Saturday, February 28, 2015

The Urge to Make Things




One of the yarn bowls I painted two evenings ago.  It will look very different once it is fired next week.


Two evenings ago, as the snow swirled outside the large windows of the Illini Union Bookstore, I listened enthralled to a reading by Andre Dubus III.  He urged the writers in the audience to write, that writing was the point, that being published was nice, but that we have to write in the face of the inevitable rejection letters.  He described writing his novel House of Sand and Fog in twenty-minute segments while sitting in his car before he went in to teach at one of several jobs he was juggling at the time.  

After the book became a bestseller, he worked  on building his family home. At his reading at the bookstore, he spoke of framing his daughter's bedroom.   His agent asked him if he couldn't now pay someone else to do that, couldn't he get back to writing?  He was writing, he told his agent, but he also wanted to build his daughter's bedroom, that it was like tucking her into her blanket at night.  

Dubus was describing making things.  He built his novel a piece at a time, and later, he built his family home.  They were both acts of creation.  

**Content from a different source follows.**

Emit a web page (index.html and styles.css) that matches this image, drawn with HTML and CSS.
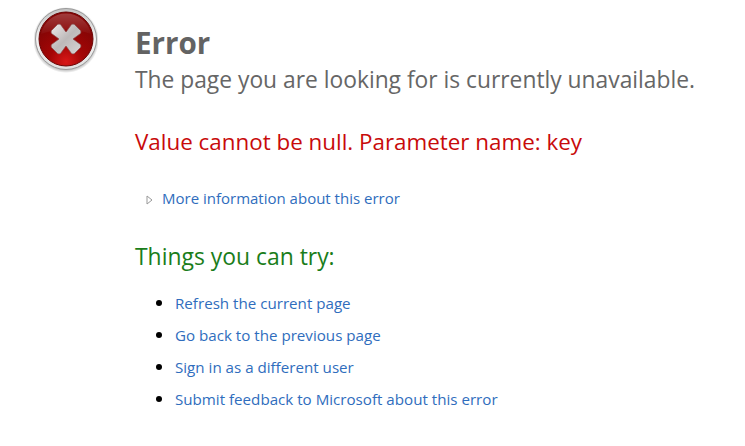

When I left the reading, I headed over to the Pottery Place, where I painted yarn bowls with a dozen other knitters.  Yarn bowls are ingenious containers that keep yarn from rolling away under the coffee table while one is knitting.  I had never painted pottery before, but my nephews have painted gifts for me.  As I chose colors and brushes and came up with a design, I felt like a child, playful and ready to experiment.  As I painted, I got lost in the process.  The blank surface of the bowl was like my blank computer screen or a blank page in my journal: an invitation to create something that had never existed before.  

I left the Pottery Place just as it closed, accompanied by another knitter, someone I had met for the first time that evening.  We talked about how remarkable it was that in this world of mass production, we had just painted bowls that were almost certainly unlike any others in the world, and how that was like the knitting we did, too, as we tweaked patterns, chose yarn, and knitted with our very personal tension, so that my stitches and hers would be different.

I came home wanting to write, to knit, to paint some more, and soon.  What I needed to do was to sit down at the kitchen counter to grade a paper.  The next morning, I had to teach, and to give feedback on a couple of dozen drafts.  And that was okay.  The delight and inspiration from my evening lightened the work I had to do, and I went in to campus the next day reminded that my students were creating, too.  

The cardigan I have been knitting and hope to finish before the winter is done.  I had to take apart over forty rows of over six hundred stitches and start the cardigan over in October, when I discovered I had twisted it when I joined it in the round,  but I haven't become discouraged yet.  

I finished knitting this hat last night.  I began it during one of the pauses in knitting the cardigan, when I had to wait to get advice about a next step.  


My favorite chair, where I often read and write and where I am writing this.  The red notebook is my journal.  I went through about half a dozen notebooks last year.